**JOB:**
Give every line again exactly as it appears, please, but not the pictures.

————————

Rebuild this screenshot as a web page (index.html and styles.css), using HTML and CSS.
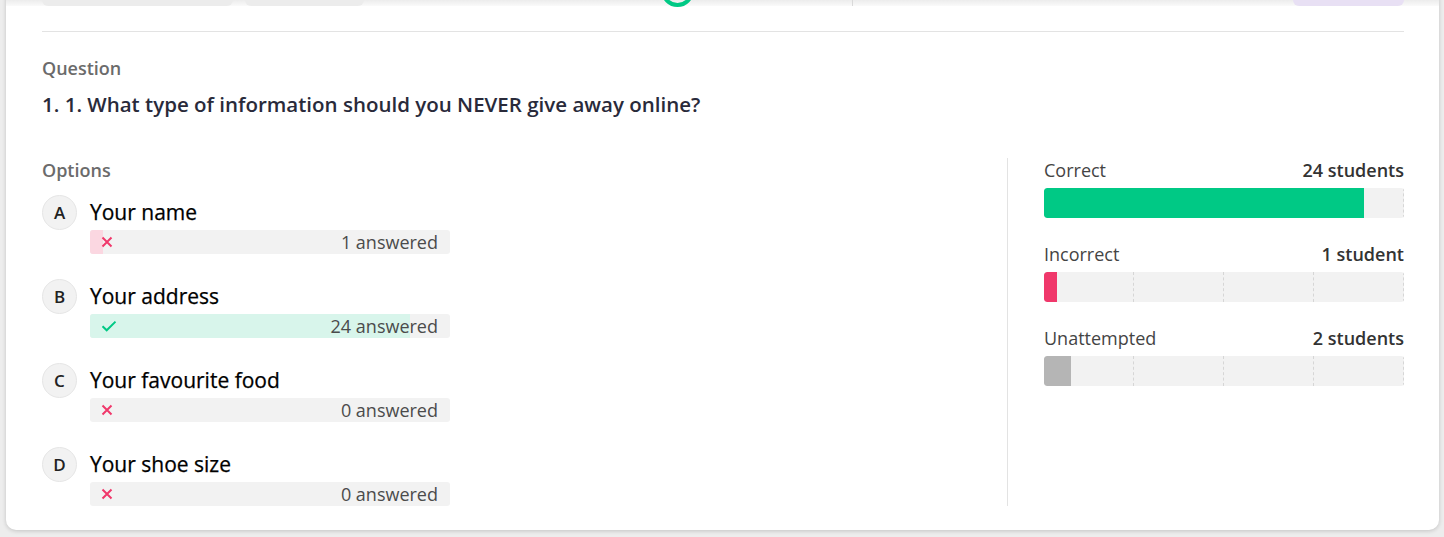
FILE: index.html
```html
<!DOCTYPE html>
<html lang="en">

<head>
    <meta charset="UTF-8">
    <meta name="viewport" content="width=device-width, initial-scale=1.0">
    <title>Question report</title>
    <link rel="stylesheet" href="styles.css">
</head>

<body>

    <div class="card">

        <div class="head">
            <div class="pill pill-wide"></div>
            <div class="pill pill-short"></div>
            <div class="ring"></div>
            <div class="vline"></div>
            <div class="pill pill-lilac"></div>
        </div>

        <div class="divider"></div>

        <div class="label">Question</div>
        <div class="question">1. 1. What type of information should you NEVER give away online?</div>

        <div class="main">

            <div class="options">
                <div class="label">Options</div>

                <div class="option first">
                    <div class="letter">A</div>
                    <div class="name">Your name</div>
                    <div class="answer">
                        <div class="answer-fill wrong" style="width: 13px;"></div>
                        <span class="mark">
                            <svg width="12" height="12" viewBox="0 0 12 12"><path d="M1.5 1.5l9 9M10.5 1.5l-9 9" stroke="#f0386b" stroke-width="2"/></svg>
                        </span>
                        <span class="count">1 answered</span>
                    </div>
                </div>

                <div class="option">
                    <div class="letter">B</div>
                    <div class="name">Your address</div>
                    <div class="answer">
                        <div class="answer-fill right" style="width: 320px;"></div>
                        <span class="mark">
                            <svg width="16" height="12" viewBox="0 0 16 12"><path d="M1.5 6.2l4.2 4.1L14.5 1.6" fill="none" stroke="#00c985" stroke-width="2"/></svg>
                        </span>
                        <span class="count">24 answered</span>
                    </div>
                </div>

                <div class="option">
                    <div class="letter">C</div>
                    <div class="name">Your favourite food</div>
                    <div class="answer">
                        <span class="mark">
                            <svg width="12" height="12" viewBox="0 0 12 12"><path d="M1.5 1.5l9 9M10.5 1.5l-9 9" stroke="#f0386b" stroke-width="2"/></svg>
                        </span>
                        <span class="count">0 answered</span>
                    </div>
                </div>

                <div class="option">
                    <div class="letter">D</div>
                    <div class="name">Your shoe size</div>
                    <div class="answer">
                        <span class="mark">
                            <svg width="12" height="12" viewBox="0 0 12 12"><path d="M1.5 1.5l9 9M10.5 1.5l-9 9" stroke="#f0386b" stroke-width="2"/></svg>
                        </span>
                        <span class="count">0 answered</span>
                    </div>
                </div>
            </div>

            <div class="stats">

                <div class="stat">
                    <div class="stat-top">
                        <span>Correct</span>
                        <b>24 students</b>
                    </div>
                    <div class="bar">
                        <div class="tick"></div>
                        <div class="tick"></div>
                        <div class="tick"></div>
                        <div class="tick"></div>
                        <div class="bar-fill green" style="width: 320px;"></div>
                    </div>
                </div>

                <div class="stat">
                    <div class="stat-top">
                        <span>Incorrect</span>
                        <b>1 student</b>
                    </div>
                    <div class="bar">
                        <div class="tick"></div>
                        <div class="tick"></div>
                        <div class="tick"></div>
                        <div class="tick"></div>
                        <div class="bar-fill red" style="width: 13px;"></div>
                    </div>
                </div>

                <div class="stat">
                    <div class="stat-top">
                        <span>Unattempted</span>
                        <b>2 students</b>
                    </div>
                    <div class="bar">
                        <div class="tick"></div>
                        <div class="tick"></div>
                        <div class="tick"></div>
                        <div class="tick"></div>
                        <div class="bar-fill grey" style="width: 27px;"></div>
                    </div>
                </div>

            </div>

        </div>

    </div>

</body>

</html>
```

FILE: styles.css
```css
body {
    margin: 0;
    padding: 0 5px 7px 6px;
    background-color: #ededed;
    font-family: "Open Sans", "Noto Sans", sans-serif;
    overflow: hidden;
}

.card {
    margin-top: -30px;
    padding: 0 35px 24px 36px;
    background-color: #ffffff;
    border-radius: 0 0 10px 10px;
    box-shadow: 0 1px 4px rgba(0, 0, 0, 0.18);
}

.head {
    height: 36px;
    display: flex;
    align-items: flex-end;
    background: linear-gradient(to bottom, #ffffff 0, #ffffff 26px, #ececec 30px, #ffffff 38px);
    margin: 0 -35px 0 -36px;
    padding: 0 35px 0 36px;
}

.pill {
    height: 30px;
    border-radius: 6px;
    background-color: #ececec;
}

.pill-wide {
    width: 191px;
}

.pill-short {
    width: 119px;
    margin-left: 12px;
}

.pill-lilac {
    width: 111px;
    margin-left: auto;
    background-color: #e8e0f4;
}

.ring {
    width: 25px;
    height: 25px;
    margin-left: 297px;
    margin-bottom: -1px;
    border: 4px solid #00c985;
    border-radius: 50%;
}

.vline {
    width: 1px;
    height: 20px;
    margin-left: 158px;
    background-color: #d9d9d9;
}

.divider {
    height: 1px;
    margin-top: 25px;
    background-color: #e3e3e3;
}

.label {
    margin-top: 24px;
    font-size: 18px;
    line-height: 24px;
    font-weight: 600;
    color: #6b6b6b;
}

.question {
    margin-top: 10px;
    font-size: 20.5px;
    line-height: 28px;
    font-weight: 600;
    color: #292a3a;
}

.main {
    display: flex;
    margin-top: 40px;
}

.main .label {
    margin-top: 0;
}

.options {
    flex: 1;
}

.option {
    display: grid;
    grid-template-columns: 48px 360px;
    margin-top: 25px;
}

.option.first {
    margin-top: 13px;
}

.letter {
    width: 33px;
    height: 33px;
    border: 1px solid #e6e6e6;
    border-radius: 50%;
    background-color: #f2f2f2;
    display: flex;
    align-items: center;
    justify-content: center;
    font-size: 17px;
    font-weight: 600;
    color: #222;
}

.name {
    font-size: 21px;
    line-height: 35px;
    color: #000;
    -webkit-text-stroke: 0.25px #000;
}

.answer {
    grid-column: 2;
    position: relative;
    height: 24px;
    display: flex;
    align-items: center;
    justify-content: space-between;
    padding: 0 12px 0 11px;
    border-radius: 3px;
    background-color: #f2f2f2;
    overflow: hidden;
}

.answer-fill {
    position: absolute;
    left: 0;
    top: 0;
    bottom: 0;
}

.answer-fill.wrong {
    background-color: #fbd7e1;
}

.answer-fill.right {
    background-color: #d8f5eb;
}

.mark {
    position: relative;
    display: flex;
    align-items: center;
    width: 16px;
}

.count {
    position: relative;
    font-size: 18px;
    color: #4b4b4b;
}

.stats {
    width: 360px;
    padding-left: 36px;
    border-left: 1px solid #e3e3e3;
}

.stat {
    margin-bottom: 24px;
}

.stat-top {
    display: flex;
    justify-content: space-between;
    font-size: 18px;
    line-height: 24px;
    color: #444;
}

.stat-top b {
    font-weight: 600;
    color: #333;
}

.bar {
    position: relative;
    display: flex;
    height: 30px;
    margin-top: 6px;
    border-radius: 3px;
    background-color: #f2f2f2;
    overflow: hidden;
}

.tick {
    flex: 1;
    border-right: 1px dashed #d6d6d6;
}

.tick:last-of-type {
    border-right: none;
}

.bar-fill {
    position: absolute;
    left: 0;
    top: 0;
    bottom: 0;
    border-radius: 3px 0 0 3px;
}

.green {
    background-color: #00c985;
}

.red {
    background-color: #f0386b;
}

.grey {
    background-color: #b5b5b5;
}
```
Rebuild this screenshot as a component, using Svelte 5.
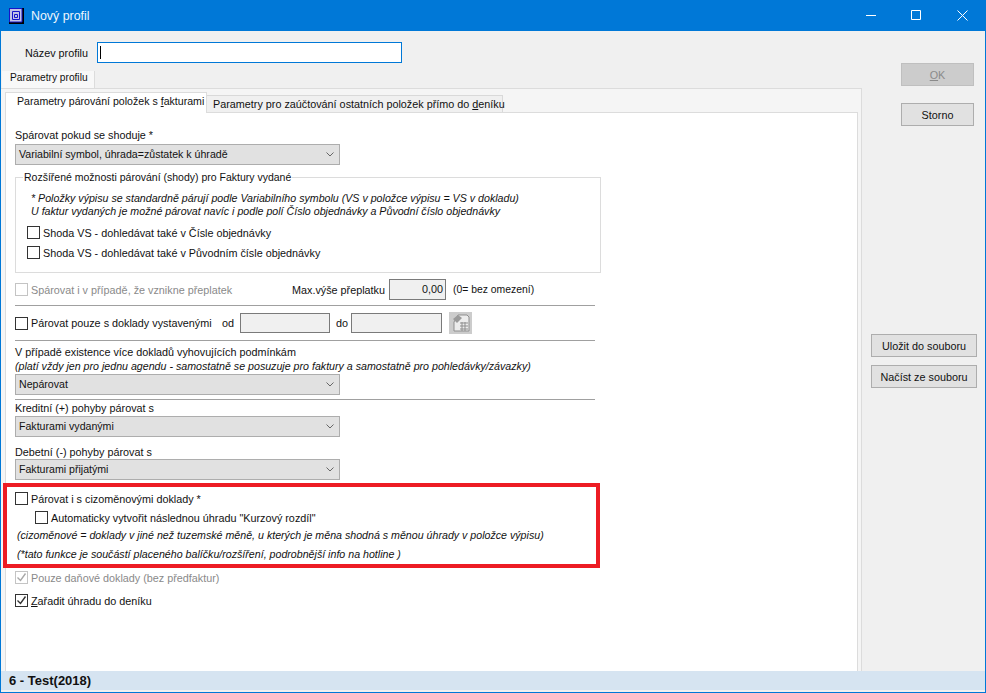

————————

**CORRECT RESULT:**
Rebuild this screenshot as a web page (index.html and styles.css), using HTML and CSS.
FILE: index.html
```html
<!DOCTYPE html>
<html lang="en">

<head>
    <meta charset="UTF-8">
    <meta name="viewport" content="width=device-width, initial-scale=1.0">
    <title>Question report</title>
    <link rel="stylesheet" href="styles.css">
</head>

<body>

    <div class="card">

        <div class="head">
            <div class="pill pill-wide"></div>
            <div class="pill pill-short"></div>
            <div class="ring"></div>
            <div class="vline"></div>
            <div class="pill pill-lilac"></div>
        </div>

        <div class="divider"></div>

        <div class="label">Question</div>
        <div class="question">1. 1. What type of information should you NEVER give away online?</div>

        <div class="main">

            <div class="options">
                <div class="label">Options</div>

                <div class="option first">
                    <div class="letter">A</div>
                    <div class="name">Your name</div>
                    <div class="answer">
                        <div class="answer-fill wrong" style="width: 13px;"></div>
                        <span class="mark">
                            <svg width="12" height="12" viewBox="0 0 12 12"><path d="M1.5 1.5l9 9M10.5 1.5l-9 9" stroke="#f0386b" stroke-width="2"/></svg>
                        </span>
                        <span class="count">1 answered</span>
                    </div>
                </div>

                <div class="option">
                    <div class="letter">B</div>
                    <div class="name">Your address</div>
                    <div class="answer">
                        <div class="answer-fill right" style="width: 320px;"></div>
                        <span class="mark">
                            <svg width="16" height="12" viewBox="0 0 16 12"><path d="M1.5 6.2l4.2 4.1L14.5 1.6" fill="none" stroke="#00c985" stroke-width="2"/></svg>
                        </span>
                        <span class="count">24 answered</span>
                    </div>
                </div>

                <div class="option">
                    <div class="letter">C</div>
                    <div class="name">Your favourite food</div>
                    <div class="answer">
                        <span class="mark">
                            <svg width="12" height="12" viewBox="0 0 12 12"><path d="M1.5 1.5l9 9M10.5 1.5l-9 9" stroke="#f0386b" stroke-width="2"/></svg>
                        </span>
                        <span class="count">0 answered</span>
                    </div>
                </div>

                <div class="option">
                    <div class="letter">D</div>
                    <div class="name">Your shoe size</div>
                    <div class="answer">
                        <span class="mark">
                            <svg width="12" height="12" viewBox="0 0 12 12"><path d="M1.5 1.5l9 9M10.5 1.5l-9 9" stroke="#f0386b" stroke-width="2"/></svg>
                        </span>
                        <span class="count">0 answered</span>
                    </div>
                </div>
            </div>

            <div class="stats">

                <div class="stat">
                    <div class="stat-top">
                        <span>Correct</span>
                        <b>24 students</b>
                    </div>
                    <div class="bar">
                        <div class="tick"></div>
                        <div class="tick"></div>
                        <div class="tick"></div>
                        <div class="tick"></div>
                        <div class="bar-fill green" style="width: 320px;"></div>
                    </div>
                </div>

                <div class="stat">
                    <div class="stat-top">
                        <span>Incorrect</span>
                        <b>1 student</b>
                    </div>
                    <div class="bar">
                        <div class="tick"></div>
                        <div class="tick"></div>
                        <div class="tick"></div>
                        <div class="tick"></div>
                        <div class="bar-fill red" style="width: 13px;"></div>
                    </div>
                </div>

                <div class="stat">
                    <div class="stat-top">
                        <span>Unattempted</span>
                        <b>2 students</b>
                    </div>
                    <div class="bar">
                        <div class="tick"></div>
                        <div class="tick"></div>
                        <div class="tick"></div>
                        <div class="tick"></div>
                        <div class="bar-fill grey" style="width: 27px;"></div>
                    </div>
                </div>

            </div>

        </div>

    </div>

</body>

</html>
```

FILE: styles.css
```css
body {
    margin: 0;
    padding: 0 5px 7px 6px;
    background-color: #ededed;
    font-family: "Open Sans", "Noto Sans", sans-serif;
    overflow: hidden;
}

.card {
    margin-top: -30px;
    padding: 0 35px 24px 36px;
    background-color: #ffffff;
    border-radius: 0 0 10px 10px;
    box-shadow: 0 1px 4px rgba(0, 0, 0, 0.18);
}

.head {
    height: 36px;
    display: flex;
    align-items: flex-end;
    background: linear-gradient(to bottom, #ffffff 0, #ffffff 26px, #ececec 30px, #ffffff 38px);
    margin: 0 -35px 0 -36px;
    padding: 0 35px 0 36px;
}

.pill {
    height: 30px;
    border-radius: 6px;
    background-color: #ececec;
}

.pill-wide {
    width: 191px;
}

.pill-short {
    width: 119px;
    margin-left: 12px;
}

.pill-lilac {
    width: 111px;
    margin-left: auto;
    background-color: #e8e0f4;
}

.ring {
    width: 25px;
    height: 25px;
    margin-left: 297px;
    margin-bottom: -1px;
    border: 4px solid #00c985;
    border-radius: 50%;
}

.vline {
    width: 1px;
    height: 20px;
    margin-left: 158px;
    background-color: #d9d9d9;
}

.divider {
    height: 1px;
    margin-top: 25px;
    background-color: #e3e3e3;
}

.label {
    margin-top: 24px;
    font-size: 18px;
    line-height: 24px;
    font-weight: 600;
    color: #6b6b6b;
}

.question {
    margin-top: 10px;
    font-size: 20.5px;
    line-height: 28px;
    font-weight: 600;
    color: #292a3a;
}

.main {
    display: flex;
    margin-top: 40px;
}

.main .label {
    margin-top: 0;
}

.options {
    flex: 1;
}

.option {
    display: grid;
    grid-template-columns: 48px 360px;
    margin-top: 25px;
}

.option.first {
    margin-top: 13px;
}

.letter {
    width: 33px;
    height: 33px;
    border: 1px solid #e6e6e6;
    border-radius: 50%;
    background-color: #f2f2f2;
    display: flex;
    align-items: center;
    justify-content: center;
    font-size: 17px;
    font-weight: 600;
    color: #222;
}

.name {
    font-size: 21px;
    line-height: 35px;
    color: #000;
    -webkit-text-stroke: 0.25px #000;
}

.answer {
    grid-column: 2;
    position: relative;
    height: 24px;
    display: flex;
    align-items: center;
    justify-content: space-between;
    padding: 0 12px 0 11px;
    border-radius: 3px;
    background-color: #f2f2f2;
    overflow: hidden;
}

.answer-fill {
    position: absolute;
    left: 0;
    top: 0;
    bottom: 0;
}

.answer-fill.wrong {
    background-color: #fbd7e1;
}

.answer-fill.right {
    background-color: #d8f5eb;
}

.mark {
    position: relative;
    display: flex;
    align-items: center;
    width: 16px;
}

.count {
    position: relative;
    font-size: 18px;
    color: #4b4b4b;
}

.stats {
    width: 360px;
    padding-left: 36px;
    border-left: 1px solid #e3e3e3;
}

.stat {
    margin-bottom: 24px;
}

.stat-top {
    display: flex;
    justify-content: space-between;
    font-size: 18px;
    line-height: 24px;
    color: #444;
}

.stat-top b {
    font-weight: 600;
    color: #333;
}

.bar {
    position: relative;
    display: flex;
    height: 30px;
    margin-top: 6px;
    border-radius: 3px;
    background-color: #f2f2f2;
    overflow: hidden;
}

.tick {
    flex: 1;
    border-right: 1px dashed #d6d6d6;
}

.tick:last-of-type {
    border-right: none;
}

.bar-fill {
    position: absolute;
    left: 0;
    top: 0;
    bottom: 0;
    border-radius: 3px 0 0 3px;
}

.green {
    background-color: #00c985;
}

.red {
    background-color: #f0386b;
}

.grey {
    background-color: #b5b5b5;
}
```
Rebuild this screenshot as a component, using Svelte 5.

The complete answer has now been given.